Puisi “Yogya, Selamat Pagi” karya Ragil Suwarna Pragolapati adalah refleksi pertemuan antara kenangan, perpisahan, dan keterasingan. Melalui diksi yang sederhana namun berlapis makna, penyair menggambarkan Yogyakarta sebagai ruang batin yang menyimpan rindu dan perjalanan spiritual seorang manusia. Tema tentang kerinduan, perjalanan hidup, dan kesadaran akan perubahan menjadi inti dari sajak ini. Imaji, suasana, dan majas yang digunakan berhasil membangun suasana hening sekaligus menggetarkan.
Puisi ini seakan mengajarkan bahwa setiap “selamat pagi” juga menyimpan kemungkinan perpisahan — sebab hidup, sebagaimana perjalanan di Yogyakarta pagi itu, selalu bergerak antara datang dan pergi, antara rindu dan lupa.
Karya: Ragil Suwarna Pragolapati
Biodata Ragil Suwarna Pragolapati:
- Ragil Suwarna Pragolapati lahir di Pati, pada tanggal 22 Januari 1948.

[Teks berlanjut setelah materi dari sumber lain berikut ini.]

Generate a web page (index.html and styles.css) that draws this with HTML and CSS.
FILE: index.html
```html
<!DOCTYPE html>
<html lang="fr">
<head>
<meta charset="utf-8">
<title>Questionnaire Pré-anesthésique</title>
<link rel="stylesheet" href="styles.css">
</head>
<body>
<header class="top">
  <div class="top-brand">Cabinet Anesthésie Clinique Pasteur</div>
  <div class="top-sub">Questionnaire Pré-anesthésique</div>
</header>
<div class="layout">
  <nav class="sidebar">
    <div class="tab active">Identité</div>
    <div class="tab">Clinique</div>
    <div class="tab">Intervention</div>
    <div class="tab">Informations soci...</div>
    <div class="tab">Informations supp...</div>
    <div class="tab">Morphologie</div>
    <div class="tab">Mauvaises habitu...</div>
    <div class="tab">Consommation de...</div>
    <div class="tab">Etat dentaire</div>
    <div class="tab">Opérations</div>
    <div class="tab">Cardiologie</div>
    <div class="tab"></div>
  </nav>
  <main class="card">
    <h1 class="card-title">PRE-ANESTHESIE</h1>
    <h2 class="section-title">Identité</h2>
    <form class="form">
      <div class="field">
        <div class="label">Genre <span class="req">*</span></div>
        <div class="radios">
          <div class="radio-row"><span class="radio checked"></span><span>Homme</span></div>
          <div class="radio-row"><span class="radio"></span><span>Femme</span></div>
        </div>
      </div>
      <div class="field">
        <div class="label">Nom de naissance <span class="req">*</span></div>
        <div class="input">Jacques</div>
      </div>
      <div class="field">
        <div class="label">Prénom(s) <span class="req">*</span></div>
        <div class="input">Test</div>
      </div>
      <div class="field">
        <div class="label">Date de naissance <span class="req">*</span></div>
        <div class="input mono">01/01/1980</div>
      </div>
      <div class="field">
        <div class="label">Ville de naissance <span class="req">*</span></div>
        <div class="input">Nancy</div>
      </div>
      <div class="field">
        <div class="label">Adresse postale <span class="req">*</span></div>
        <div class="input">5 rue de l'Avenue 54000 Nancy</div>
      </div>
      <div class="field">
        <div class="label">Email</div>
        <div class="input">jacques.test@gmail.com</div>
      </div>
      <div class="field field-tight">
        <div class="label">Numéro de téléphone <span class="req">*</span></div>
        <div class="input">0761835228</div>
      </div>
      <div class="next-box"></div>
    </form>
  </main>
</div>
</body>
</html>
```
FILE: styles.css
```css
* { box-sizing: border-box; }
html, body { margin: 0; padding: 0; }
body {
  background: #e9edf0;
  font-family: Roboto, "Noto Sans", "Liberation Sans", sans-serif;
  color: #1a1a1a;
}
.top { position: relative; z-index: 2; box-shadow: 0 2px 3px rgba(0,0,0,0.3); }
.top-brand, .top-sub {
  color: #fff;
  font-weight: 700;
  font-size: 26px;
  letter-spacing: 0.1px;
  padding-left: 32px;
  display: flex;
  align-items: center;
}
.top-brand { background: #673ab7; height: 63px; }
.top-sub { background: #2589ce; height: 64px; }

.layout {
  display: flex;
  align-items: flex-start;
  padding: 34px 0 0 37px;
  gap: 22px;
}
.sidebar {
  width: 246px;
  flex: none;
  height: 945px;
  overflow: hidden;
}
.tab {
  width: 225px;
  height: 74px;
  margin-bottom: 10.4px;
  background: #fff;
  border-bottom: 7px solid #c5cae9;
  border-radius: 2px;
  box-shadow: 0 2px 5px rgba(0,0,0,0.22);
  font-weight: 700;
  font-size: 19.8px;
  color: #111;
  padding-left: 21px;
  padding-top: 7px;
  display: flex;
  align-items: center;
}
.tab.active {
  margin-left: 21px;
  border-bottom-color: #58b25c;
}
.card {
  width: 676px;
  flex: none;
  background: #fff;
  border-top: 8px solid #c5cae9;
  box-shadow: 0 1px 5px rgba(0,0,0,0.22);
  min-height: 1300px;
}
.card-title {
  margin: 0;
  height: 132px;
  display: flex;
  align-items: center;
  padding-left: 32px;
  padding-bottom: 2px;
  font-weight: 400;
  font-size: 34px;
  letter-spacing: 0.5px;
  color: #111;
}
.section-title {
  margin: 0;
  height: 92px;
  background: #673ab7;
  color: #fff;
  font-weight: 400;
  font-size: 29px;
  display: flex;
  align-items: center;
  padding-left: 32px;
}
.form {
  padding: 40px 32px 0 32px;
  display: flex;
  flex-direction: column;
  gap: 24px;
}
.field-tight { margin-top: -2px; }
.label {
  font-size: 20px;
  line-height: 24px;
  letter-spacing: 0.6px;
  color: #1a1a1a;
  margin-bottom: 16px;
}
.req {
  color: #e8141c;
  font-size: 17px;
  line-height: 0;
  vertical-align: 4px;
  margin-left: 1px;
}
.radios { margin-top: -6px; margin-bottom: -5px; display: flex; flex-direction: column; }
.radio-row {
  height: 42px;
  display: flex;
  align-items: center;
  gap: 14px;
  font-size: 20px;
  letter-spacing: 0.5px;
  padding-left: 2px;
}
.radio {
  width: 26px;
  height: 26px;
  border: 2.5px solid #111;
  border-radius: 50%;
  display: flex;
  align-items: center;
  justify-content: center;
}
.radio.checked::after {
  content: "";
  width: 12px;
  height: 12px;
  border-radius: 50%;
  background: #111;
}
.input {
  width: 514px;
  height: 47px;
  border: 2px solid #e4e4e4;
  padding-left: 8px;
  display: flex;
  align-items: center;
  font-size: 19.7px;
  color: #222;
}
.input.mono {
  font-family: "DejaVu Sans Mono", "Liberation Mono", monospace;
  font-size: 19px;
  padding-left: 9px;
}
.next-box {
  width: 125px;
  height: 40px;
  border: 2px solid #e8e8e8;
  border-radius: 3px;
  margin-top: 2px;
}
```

- Ragil Suwarna Pragolapati dinyatakan menghilang di Parangtritis, Yogyakarta, pada tanggal 15 Oktober 1990.
- Ragil Suwarna Pragolapati menghilang saat pergi bersemadi ke Gunung Semar. Dalam perjalanan pulang dari kaki Gunung Semar menuju Gua Langse (beliau berjalan di belakang murid-muridnya) tiba-tiba menghilang. Awalnya murid-muridnya menganggap hal tersebut sebagai kejadian biasa karena orang sakti lumrah bisa menghilang. Namun, setelah tiga hari tiga malam tidak kunjung pulang dan dicari ke mana-mana tidak diketemukan. Tidak jelas keberadaannya sampai sekarang, apakah beliau masih hidup atau sudah meninggal.

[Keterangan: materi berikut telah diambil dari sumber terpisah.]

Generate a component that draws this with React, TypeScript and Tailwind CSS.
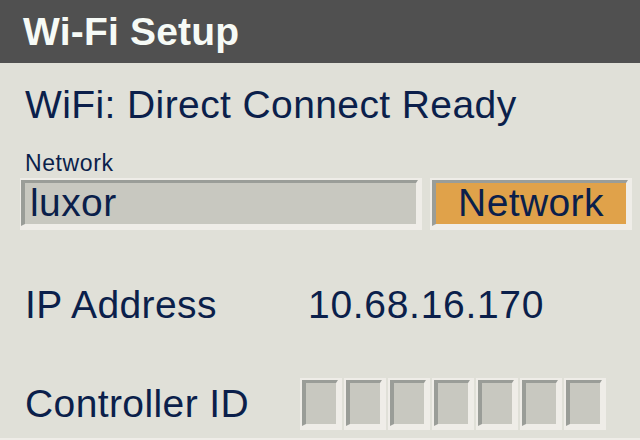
import React from "react";

const font = { fontFamily: '"Liberation Sans", Arial, sans-serif' };

function Bevel({ className, fillClass, children }: { className: string; fillClass: string; children?: React.ReactNode }) {
  // light outer frame, dark top/left bevel, light bottom/right edge
  return (
    <div className={`bg-[#efede8] ${className}`}>
      <div className={`h-full border-t-[3px] border-l-4 border-r-2 border-b-2 border-t-[#9a9d98] border-l-[#9a9d98] border-r-[#efede8] border-b-[#efede8] ${fillClass}`}>
        {children}
      </div>
    </div>
  );
}

export default function App() {
  const ids = [0, 1, 2, 3, 4, 5, 6];

  return (
    <div style={font} className="w-[640px] h-[440px] bg-[#e0e0d8] text-[#0b1f4b] flex flex-col overflow-hidden">
      <div className="h-[63px] shrink-0 bg-[#505050] pl-[23px] pt-[12px]">
        <h1 className="text-[39px] leading-none font-bold text-[#f6faf6] tracking-[0.2px]">Wi-Fi Setup</h1>
      </div>

      <div className="flex-1 flex flex-col pl-[25px] tracking-[0.4px]">
        <div className="mt-[22px] text-[39px] leading-none">WiFi: Direct Connect Ready</div>

        <div className="mt-[28px] text-[23px] leading-none tracking-[0.6px]">Network</div>

        <div className="mt-[3px] -ml-[5px] flex gap-[8px]">
          <Bevel className="w-[402px] h-[52px] pl-[1px] pt-[2px] pr-[4px] pb-[4px]" fillClass="bg-[#c8c8c0] pl-[5px]">
            <div className="text-[39px] leading-none">luxor</div>
          </Bevel>
          <Bevel className="w-[202px] h-[52px] pl-[2px] pt-[2px] pr-[4px] pb-[4px]" fillClass="bg-[#e0a24a] flex justify-center">
            <div className="text-[39px] leading-none">Network</div>
          </Bevel>
        </div>

        <div className="mt-[55px] flex text-[39px] leading-none">
          <span className="w-[283px]">IP Address</span>
          <span className="tracking-[0.7px]">10.68.16.170</span>
        </div>

        <div className="mt-[54px] flex">
          <span className="w-[275px] mt-[6px] text-[39px] leading-none">Controller ID</span>
          <div className="flex gap-[2px]">
            {ids.map((i) => (
              <Bevel key={i} className="w-[42px] h-[52px] pl-[2px] pt-[2px] pr-[4px] pb-[4px]" fillClass="bg-[#c8c8c0] border-t-4" />
            ))}
          </div>
        </div>
      </div>

      <div className="h-[2px] shrink-0 bg-[#efede8]" />
    </div>
  );
}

- Dikutip dari Leksikon Susastra Indonesia (2000), pada masa awal Orde Baru, Ragil Suwarna Pragolapati pernah ditahan tanpa proses pengadilan karena melakukan demonstrasi.

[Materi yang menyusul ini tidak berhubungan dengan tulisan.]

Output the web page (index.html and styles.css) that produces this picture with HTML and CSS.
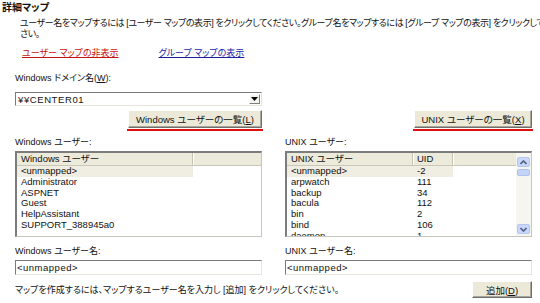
FILE: index.html
```html
<!DOCTYPE html>
<html lang="ja">
<head>
<meta charset="utf-8">
<title>詳細マップ</title>
<link rel="stylesheet" href="styles.css">
</head>
<body>
<div class="page">
  <div class="title">詳細マップ</div>
  <p class="desc">ユーザー名をマップするには [ユーザー マップの表示] をクリックしてください。グループ名をマップするには [グループ マップの表示] をクリックしてくだ<br>さい。</p>
  <div class="links">
    <a class="link hide">ユーザー マップの非表示</a>
    <a class="link show">グループ マップの表示</a>
  </div>
  <div class="domain-label">Windows ドメイン名(<u>W</u>):</div>

  <div class="grid">
    <div class="combo">
      <span class="combo-text">¥¥CENTER01</span>
      <span class="combo-btn"><svg width="7" height="4" viewBox="0 0 7 4"><path d="M0 0h7L3.5 4z" fill="#000"/></svg></span>
    </div>
    <div></div>

    <div class="btn-wrap"><button class="btn btn-win">Windows ユーザーの一覧(<u>L</u>)</button></div>
    <div class="btn-wrap"><button class="btn btn-unix">UNIX ユーザーの一覧(<u>X</u>)</button></div>

    <div class="label">Windows ユーザー:</div>
    <div class="label">UNIX ユーザー:</div>

    <div class="listbox">
      <div class="lb-head">
        <div class="th win-c1">Windows ユーザー</div>
        <div class="th th-rest"></div>
      </div>
      <div class="lb-body">
        <div class="row sel"><span class="cell win-c1">&lt;unmapped&gt;</span></div>
        <div class="row"><span class="cell win-c1">Administrator</span></div>
        <div class="row"><span class="cell win-c1">ASPNET</span></div>
        <div class="row"><span class="cell win-c1">Guest</span></div>
        <div class="row"><span class="cell win-c1">HelpAssistant</span></div>
        <div class="row"><span class="cell win-c1">SUPPORT_388945a0</span></div>
      </div>
    </div>

    <div class="listbox unix">
      <div class="lb-main">
        <div class="lb-head">
          <div class="th unix-c1">UNIX ユーザー</div>
          <div class="th unix-c2">UID</div>
          <div class="th th-rest"></div>
        </div>
        <div class="lb-body">
          <div class="row sel"><span class="cell unix-c1">&lt;unmapped&gt;</span><span class="cell unix-c2">-2</span></div>
          <div class="row"><span class="cell unix-c1">arpwatch</span><span class="cell unix-c2">111</span></div>
          <div class="row"><span class="cell unix-c1">backup</span><span class="cell unix-c2">34</span></div>
          <div class="row"><span class="cell unix-c1">bacula</span><span class="cell unix-c2">112</span></div>
          <div class="row"><span class="cell unix-c1">bin</span><span class="cell unix-c2">2</span></div>
          <div class="row"><span class="cell unix-c1">bind</span><span class="cell unix-c2">106</span></div>
          <div class="row"><span class="cell unix-c1">daemon</span><span class="cell unix-c2">1</span></div>
        </div>
      </div>
      <div class="scrollbar">
        <div class="sb-btn"><svg width="7" height="5" viewBox="0 0 7 5"><path d="M0.5 4L3.5 1L6.5 4" fill="none" stroke="#4d6185" stroke-width="1.6"/></svg></div>
        <div class="sb-thumb"></div>
        <div class="sb-track"></div>
        <div class="sb-btn"><svg width="7" height="5" viewBox="0 0 7 5"><path d="M0.5 1L3.5 4L6.5 1" fill="none" stroke="#4d6185" stroke-width="1.6"/></svg></div>
      </div>
    </div>

    <div class="label label-lower">Windows ユーザー名:</div>
    <div class="label label-lower">UNIX ユーザー名:</div>

    <div class="textbox">&lt;unmapped&gt;</div>
    <div class="textbox">&lt;unmapped&gt;</div>
  </div>

  <div class="footer">
    <span class="footer-text">マップを作成するには、マップするユーザー名を入力し [追加] をクリックしてください。</span>
    <button class="btn btn-add">追加(<u>D</u>)</button>
  </div>
</div>
</body>
</html>
```

FILE: styles.css
```css
* { box-sizing: border-box; }
html, body { margin: 0; padding: 0; background: #fff; }
body {
  width: 540px;
  height: 303px;
  overflow: hidden;
  font-family: "Liberation Sans", "Noto Sans CJK JP", sans-serif;
  font-size: 9px;
  color: #111;
  font-feature-settings: "palt";
}
.page { padding: 2px 8px 0 15px; }
.title {
  margin-left: -13px;
  font-weight: bold;
  font-size: 10px;
  line-height: 12px;
}
.desc {
  margin: 4px 0 0 5px;
  line-height: 11px;
  white-space: nowrap;
  letter-spacing: -0.42px;
}
.links {
  display: flex;
  gap: 40px;
  margin: 7px 0 0 7px;
  line-height: 12px;
}
.link { text-decoration: underline; }
.hide { color: #c81010; }
.show { color: #1c1ca8; }
.domain-label { margin-top: 13px; line-height: 12px; }

.grid {
  display: grid;
  grid-template-columns: 247px 247px;
  column-gap: 23px;
}
.combo {
  margin-top: 8px;
  height: 14px;
  display: flex;
  align-items: center;
  justify-content: space-between;
  border-top: 1px solid #7a7a7a;
  border-left: 1px solid #7a7a7a;
  border-bottom: 1px solid #e8e6dc;
  border-right: 1px solid #e8e6dc;
  padding: 0 1px 0 2px;
}
.combo-text { font-size: 9.5px; letter-spacing: 0.6px; }
.combo-btn {
  width: 11px;
  height: 10px;
  display: flex;
  align-items: center;
  justify-content: center;
  background: #f4f3ee;
  border: 1px solid;
  border-color: #fff #808080 #808080 #fff;
}

.btn-wrap {
  justify-self: end;
  margin-top: 4px;
  margin-right: -1px;
  padding: 0 1px 1px;
  border-bottom: 2px solid #e01010;
}
.btn {
  display: block;
  font-family: inherit;
  font-size: 9.5px;
  font-feature-settings: "palt";
  color: #111;
  background: #ece9d8;
  border: 1px solid;
  border-color: #fff #6e6e6e #6e6e6e #fff;
  box-shadow: inset -1px -1px 0 #a8a699;
  padding: 0;
  height: 18px;
}
.btn-win { width: 134px; }
.btn-unix { width: 118px; }

.label { margin-top: 5px; line-height: 12px; }
.label-lower { margin-top: 8px; }

.listbox {
  margin-top: 3px;
  height: 86px;
  border-top: 2px solid #7c7c7c;
  border-left: 2px solid #7c7c7c;
  border-bottom: 1px solid #c8c6bc;
  border-right: 1px solid #c8c6bc;
  overflow: hidden;
  font-size: 9.5px;
}
.listbox.unix { display: flex; }
.lb-main { flex: 1; overflow: hidden; }
.lb-head {
  display: flex;
  height: 13px;
  background: #ebeadb;
  border-bottom: 1px solid #cbc7b8;
}
.th {
  line-height: 12px;
  padding-left: 4px;
  border-right: 1px solid #c5c2b2;
  box-shadow: 1px 0 0 #fff;
  white-space: nowrap;
}
.th-rest { flex: 1; border-right: none; box-shadow: none; }
.win-c1 { width: 176px; }
.unix-c1 { width: 126px; }
.unix-c2 { width: 40px; }
.row {
  display: flex;
  height: 10.8px;
  line-height: 10.8px;
  white-space: nowrap;
}
.cell { padding-left: 4px; }
.row.sel .cell { background: #f0eee2; }

.scrollbar {
  width: 15px;
  display: flex;
  flex-direction: column;
  background: #f6f5f0;
  padding: 4px 1px 2px;
}
.sb-btn {
  height: 10px;
  display: flex;
  align-items: center;
  justify-content: center;
  background: #c8d7fa;
  border: 1px solid #b4c7ef;
  border-radius: 2px;
}
.sb-thumb {
  margin-top: 2px;
  height: 7px;
  background: #c4d4f8;
  border: 1px solid #b0c2ec;
  border-radius: 2px;
}
.sb-track { flex: 1; }

.textbox {
  margin-top: 3px;
  height: 15px;
  line-height: 13px;
  padding-left: 1px;
  font-size: 9.5px;
  letter-spacing: 0.5px;
  border-top: 1px solid #7a7a7a;
  border-left: 1px solid #7a7a7a;
  border-bottom: 1px solid #e8e6dc;
  border-right: 1px solid #e8e6dc;
}

.footer {
  display: flex;
  justify-content: space-between;
  align-items: center;
  margin-top: 6px;
}
.btn-add { width: 60px; height: 17px; }
```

- Ragil Suwarna Pragolapati sering terlibat dalam aksi protes. Berikut beberapa aksi yang pernah diikuti: Menggugat Mashuri, S.H., Menteri PK, 1968. Memprotes Pemda Yogya, kasus Judi, 1968. Menggugat manipulasi dan korupsi, 1970-1971. Aksi memprotes Golkarisasi, 1970-1972. Memprotes Taman Mini Indonesia Indah (TMII), 1971-1972. Aksi menggugat SPP, 1971-1972. Aksi menolak televisi warna, 1971-1973. Aksi menolak komoditas Jepang, 1971-1974. Protes breidel pers 1977-1978.